Required work.
Your task is to repeat the entries underneath exactly, minus the pictures.

[A run of records]
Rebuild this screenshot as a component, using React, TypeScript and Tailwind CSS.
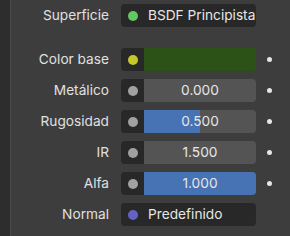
import React from "react";

type Row = {
    label: string;
    kind: "enum" | "color" | "slider";
    socket: string;
    text?: string;
    value?: string;
    fill?: number;
    anim?: boolean;
};

const rows: Row[] = [
    {label: "Color base", kind: "color", socket: "bg-[#c7c729]", anim: true},
    {label: "Metálico", kind: "slider", socket: "bg-[#a1a1a1]", value: "0.000", fill: 0, anim: true},
    {label: "Rugosidad", kind: "slider", socket: "bg-[#a1a1a1]", value: "0.500", fill: 0.5, anim: true},
    {label: "IR", kind: "slider", socket: "bg-[#a1a1a1]", value: "1.500", fill: 0, anim: true},
    {label: "Alfa", kind: "slider", socket: "bg-[#a1a1a1]", value: "1.000", fill: 1, anim: true},
    {label: "Normal", kind: "enum", socket: "bg-[#6363c7]", text: "Predefinido"},
];

function Field({row}: {row: Row}) {
    if (row.kind === "enum") {
        return (
            <div className="ml-[12px] w-[135px] h-full rounded-[4px] bg-[#282828] flex items-center">
                <span className={`ml-[7px] w-[10px] h-[10px] rounded-full ${row.socket}`}/>
                <span className="ml-[10px] text-[#e6e6e6] whitespace-nowrap">{row.text}</span>
            </div>
        );
    }
    return (
        <div className="ml-[12px] w-[135px] h-full rounded-[4px] overflow-hidden flex">
            <div className="w-[23px] h-full bg-[#282828] flex items-center justify-center">
                <span className={`w-[10px] h-[10px] rounded-full ${row.socket}`}/>
            </div>
            {row.kind === "color" ? (
                <div className="flex-1 h-full bg-[#2d5218]"/>
            ) : (
                <div className="flex-1 h-full bg-[#545454] relative flex items-center justify-center">
                    <div
                        className="absolute left-0 top-0 bottom-0 bg-[#4772b3]"
                        style={{width: `${(row.fill || 0) * 100}%`}}
                    />
                    <span className="relative text-[#e6e6e6]">{row.value}</span>
                </div>
            )}
        </div>
    );
}

function Line({row}: {row: Row}) {
    return (
        <div className="flex items-center h-[23px]">
            <div className="w-[98px] text-right text-[#e0e0e0] whitespace-nowrap">{row.label}</div>
            <Field row={row}/>
            <div className="w-[26px] flex justify-center">
                {row.anim && <span className="w-[5px] h-[5px] rounded-full bg-[#e6e6e6]"/>}
            </div>
        </div>
    );
}

export default function App() {
    return (
        <div
            className="w-[290px] h-[236px] flex overflow-hidden text-[13.7px] leading-none"
            style={{fontFamily: "Inter, 'DejaVu Sans', sans-serif"}}
        >
            <div className="w-[10px] h-full bg-[#2d2d2d]"/>
            <div className="w-px h-full bg-[#4a4a4a]"/>
            <div className="flex-1 h-full bg-[#3d3d3d] pt-[4px] flex flex-col">
                <Line row={{label: "Superficie", kind: "enum", socket: "bg-[#63c763]", text: "BSDF Principista"}}/>
                <div className="mt-[21px] flex flex-col gap-[8px]">
                    {rows.map((r) => (
                        <Line key={r.label} row={r}/>
                    ))}
                </div>
            </div>
        </div>
    );
}
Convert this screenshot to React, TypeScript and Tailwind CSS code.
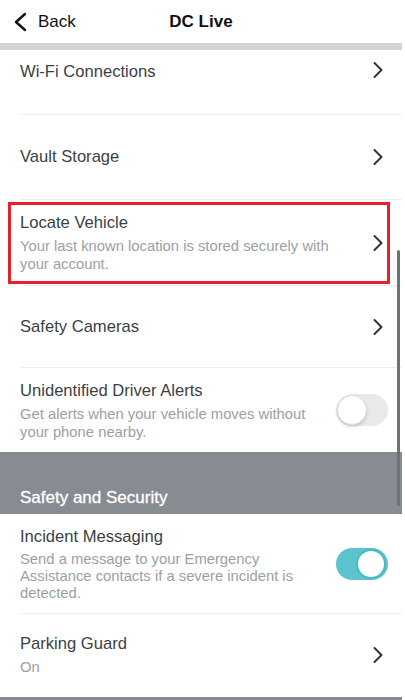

Exercise solution.
Rebuild this screenshot as a component, using React, TypeScript and Tailwind CSS.
import React from "react";

type Row = {
    label: string;
    kind: "enum" | "color" | "slider";
    socket: string;
    text?: string;
    value?: string;
    fill?: number;
    anim?: boolean;
};

const rows: Row[] = [
    {label: "Color base", kind: "color", socket: "bg-[#c7c729]", anim: true},
    {label: "Metálico", kind: "slider", socket: "bg-[#a1a1a1]", value: "0.000", fill: 0, anim: true},
    {label: "Rugosidad", kind: "slider", socket: "bg-[#a1a1a1]", value: "0.500", fill: 0.5, anim: true},
    {label: "IR", kind: "slider", socket: "bg-[#a1a1a1]", value: "1.500", fill: 0, anim: true},
    {label: "Alfa", kind: "slider", socket: "bg-[#a1a1a1]", value: "1.000", fill: 1, anim: true},
    {label: "Normal", kind: "enum", socket: "bg-[#6363c7]", text: "Predefinido"},
];

function Field({row}: {row: Row}) {
    if (row.kind === "enum") {
        return (
            <div className="ml-[12px] w-[135px] h-full rounded-[4px] bg-[#282828] flex items-center">
                <span className={`ml-[7px] w-[10px] h-[10px] rounded-full ${row.socket}`}/>
                <span className="ml-[10px] text-[#e6e6e6] whitespace-nowrap">{row.text}</span>
            </div>
        );
    }
    return (
        <div className="ml-[12px] w-[135px] h-full rounded-[4px] overflow-hidden flex">
            <div className="w-[23px] h-full bg-[#282828] flex items-center justify-center">
                <span className={`w-[10px] h-[10px] rounded-full ${row.socket}`}/>
            </div>
            {row.kind === "color" ? (
                <div className="flex-1 h-full bg-[#2d5218]"/>
            ) : (
                <div className="flex-1 h-full bg-[#545454] relative flex items-center justify-center">
                    <div
                        className="absolute left-0 top-0 bottom-0 bg-[#4772b3]"
                        style={{width: `${(row.fill || 0) * 100}%`}}
                    />
                    <span className="relative text-[#e6e6e6]">{row.value}</span>
                </div>
            )}
        </div>
    );
}

function Line({row}: {row: Row}) {
    return (
        <div className="flex items-center h-[23px]">
            <div className="w-[98px] text-right text-[#e0e0e0] whitespace-nowrap">{row.label}</div>
            <Field row={row}/>
            <div className="w-[26px] flex justify-center">
                {row.anim && <span className="w-[5px] h-[5px] rounded-full bg-[#e6e6e6]"/>}
            </div>
        </div>
    );
}

export default function App() {
    return (
        <div
            className="w-[290px] h-[236px] flex overflow-hidden text-[13.7px] leading-none"
            style={{fontFamily: "Inter, 'DejaVu Sans', sans-serif"}}
        >
            <div className="w-[10px] h-full bg-[#2d2d2d]"/>
            <div className="w-px h-full bg-[#4a4a4a]"/>
            <div className="flex-1 h-full bg-[#3d3d3d] pt-[4px] flex flex-col">
                <Line row={{label: "Superficie", kind: "enum", socket: "bg-[#63c763]", text: "BSDF Principista"}}/>
                <div className="mt-[21px] flex flex-col gap-[8px]">
                    {rows.map((r) => (
                        <Line key={r.label} row={r}/>
                    ))}
                </div>
            </div>
        </div>
    );
}
Convert this screenshot to React, TypeScript and Tailwind CSS code.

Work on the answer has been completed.